What is asked:
Determine how many lines of this material contain "React". Give only the number.

# # #

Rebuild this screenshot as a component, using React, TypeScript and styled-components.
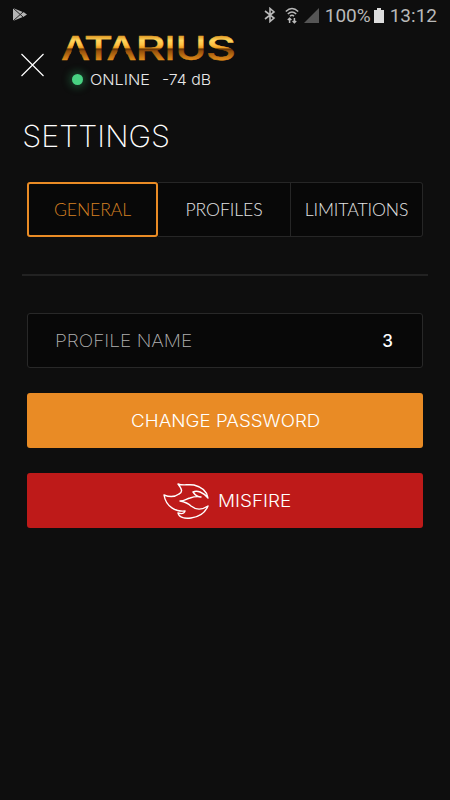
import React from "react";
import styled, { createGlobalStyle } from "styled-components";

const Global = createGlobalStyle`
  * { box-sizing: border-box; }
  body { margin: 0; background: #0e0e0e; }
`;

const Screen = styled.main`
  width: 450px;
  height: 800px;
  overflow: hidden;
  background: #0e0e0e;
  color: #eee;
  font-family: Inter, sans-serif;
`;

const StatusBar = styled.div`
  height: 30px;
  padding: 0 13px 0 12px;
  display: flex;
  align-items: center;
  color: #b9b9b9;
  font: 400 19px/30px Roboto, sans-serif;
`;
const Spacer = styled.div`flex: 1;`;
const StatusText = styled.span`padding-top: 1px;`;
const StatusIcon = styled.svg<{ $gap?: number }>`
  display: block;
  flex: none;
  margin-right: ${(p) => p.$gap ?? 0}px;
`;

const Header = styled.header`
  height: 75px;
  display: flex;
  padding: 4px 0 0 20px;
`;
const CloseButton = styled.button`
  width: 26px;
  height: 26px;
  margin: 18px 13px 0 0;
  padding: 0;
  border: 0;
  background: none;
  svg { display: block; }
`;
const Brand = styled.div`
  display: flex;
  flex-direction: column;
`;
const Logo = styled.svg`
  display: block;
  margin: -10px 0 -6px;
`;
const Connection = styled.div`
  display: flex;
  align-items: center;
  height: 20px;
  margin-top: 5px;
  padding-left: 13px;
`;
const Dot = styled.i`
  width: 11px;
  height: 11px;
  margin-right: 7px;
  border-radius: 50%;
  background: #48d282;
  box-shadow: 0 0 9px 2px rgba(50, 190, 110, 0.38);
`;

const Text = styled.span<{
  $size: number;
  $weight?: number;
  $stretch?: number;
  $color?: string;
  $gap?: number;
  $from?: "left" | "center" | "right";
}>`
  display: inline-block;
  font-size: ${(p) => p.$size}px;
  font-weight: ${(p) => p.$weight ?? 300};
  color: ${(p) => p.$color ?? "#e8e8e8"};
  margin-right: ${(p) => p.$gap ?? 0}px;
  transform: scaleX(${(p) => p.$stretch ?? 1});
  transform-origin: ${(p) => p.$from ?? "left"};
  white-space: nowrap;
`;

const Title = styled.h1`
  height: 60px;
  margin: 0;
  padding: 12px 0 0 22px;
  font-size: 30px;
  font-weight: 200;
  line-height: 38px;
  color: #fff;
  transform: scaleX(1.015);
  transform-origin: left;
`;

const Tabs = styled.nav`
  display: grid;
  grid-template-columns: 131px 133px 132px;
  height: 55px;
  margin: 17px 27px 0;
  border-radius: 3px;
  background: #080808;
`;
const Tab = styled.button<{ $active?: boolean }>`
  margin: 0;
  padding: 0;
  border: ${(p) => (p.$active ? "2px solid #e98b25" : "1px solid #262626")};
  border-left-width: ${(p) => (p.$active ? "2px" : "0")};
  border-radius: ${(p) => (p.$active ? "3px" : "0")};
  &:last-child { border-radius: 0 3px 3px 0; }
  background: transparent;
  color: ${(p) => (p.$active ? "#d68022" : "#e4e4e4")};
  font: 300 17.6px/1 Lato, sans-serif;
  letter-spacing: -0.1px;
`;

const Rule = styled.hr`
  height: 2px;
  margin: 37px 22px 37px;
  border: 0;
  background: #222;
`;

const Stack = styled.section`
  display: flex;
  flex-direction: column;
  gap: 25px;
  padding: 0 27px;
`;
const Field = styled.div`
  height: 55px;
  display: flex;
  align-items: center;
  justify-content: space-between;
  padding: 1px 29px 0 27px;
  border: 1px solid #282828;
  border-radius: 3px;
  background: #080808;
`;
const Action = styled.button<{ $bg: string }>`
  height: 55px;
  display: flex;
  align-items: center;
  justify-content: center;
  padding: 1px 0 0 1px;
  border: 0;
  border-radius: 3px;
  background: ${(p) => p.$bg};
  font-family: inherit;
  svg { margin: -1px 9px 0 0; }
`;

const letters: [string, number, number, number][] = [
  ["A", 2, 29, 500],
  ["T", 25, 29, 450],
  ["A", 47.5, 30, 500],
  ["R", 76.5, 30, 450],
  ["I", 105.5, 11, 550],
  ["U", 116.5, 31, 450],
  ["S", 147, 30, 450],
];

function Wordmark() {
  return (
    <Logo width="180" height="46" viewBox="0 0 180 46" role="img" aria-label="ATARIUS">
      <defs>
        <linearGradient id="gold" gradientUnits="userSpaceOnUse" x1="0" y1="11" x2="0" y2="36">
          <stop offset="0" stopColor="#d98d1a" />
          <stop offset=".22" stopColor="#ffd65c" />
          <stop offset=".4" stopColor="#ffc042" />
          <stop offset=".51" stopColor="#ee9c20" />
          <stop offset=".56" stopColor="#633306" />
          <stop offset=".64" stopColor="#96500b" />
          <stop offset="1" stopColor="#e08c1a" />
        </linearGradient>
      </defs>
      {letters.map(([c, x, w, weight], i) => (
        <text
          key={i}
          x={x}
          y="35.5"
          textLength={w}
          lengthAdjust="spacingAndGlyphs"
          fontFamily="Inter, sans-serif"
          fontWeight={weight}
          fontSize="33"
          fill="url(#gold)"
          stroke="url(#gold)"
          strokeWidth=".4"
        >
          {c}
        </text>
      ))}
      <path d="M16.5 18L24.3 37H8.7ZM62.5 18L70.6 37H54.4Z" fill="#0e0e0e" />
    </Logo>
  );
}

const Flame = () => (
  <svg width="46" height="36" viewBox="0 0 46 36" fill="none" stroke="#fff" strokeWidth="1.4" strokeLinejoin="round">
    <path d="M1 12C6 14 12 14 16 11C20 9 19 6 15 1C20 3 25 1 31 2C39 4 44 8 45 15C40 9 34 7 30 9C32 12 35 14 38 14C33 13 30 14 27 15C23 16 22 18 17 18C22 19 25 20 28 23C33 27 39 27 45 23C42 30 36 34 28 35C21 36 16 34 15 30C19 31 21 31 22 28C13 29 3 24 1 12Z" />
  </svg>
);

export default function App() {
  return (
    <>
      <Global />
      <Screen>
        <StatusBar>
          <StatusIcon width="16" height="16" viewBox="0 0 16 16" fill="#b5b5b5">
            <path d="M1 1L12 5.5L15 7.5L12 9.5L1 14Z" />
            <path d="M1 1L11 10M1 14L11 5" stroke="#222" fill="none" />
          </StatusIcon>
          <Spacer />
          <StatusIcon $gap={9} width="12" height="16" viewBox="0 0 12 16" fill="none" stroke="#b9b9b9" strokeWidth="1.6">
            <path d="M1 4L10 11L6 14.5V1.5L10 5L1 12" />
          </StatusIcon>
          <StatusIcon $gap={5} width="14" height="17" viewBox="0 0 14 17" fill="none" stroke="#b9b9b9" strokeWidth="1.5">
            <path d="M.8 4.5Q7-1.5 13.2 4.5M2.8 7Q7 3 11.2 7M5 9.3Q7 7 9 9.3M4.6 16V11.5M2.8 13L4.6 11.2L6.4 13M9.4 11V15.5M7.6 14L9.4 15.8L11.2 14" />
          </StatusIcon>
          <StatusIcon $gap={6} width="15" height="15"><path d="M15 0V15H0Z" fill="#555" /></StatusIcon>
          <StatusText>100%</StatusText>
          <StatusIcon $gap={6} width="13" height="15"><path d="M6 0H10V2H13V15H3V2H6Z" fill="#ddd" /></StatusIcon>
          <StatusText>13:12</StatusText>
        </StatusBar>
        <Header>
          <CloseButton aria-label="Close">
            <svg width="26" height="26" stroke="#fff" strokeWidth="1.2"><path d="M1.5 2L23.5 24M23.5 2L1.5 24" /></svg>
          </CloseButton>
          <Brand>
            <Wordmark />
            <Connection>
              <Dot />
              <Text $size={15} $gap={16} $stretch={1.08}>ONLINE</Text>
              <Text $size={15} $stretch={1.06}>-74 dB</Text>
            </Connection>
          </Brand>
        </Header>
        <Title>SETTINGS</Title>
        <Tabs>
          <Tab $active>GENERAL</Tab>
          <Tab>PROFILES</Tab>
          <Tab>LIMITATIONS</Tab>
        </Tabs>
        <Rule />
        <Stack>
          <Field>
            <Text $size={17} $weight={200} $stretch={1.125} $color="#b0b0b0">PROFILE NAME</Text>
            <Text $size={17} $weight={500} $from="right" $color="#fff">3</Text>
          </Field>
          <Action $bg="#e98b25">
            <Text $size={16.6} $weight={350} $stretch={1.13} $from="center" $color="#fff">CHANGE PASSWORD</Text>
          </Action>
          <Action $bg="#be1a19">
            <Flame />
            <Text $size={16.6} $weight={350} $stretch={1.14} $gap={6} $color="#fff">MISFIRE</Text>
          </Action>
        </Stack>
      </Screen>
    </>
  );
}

# # #

Answer to the exercise:
2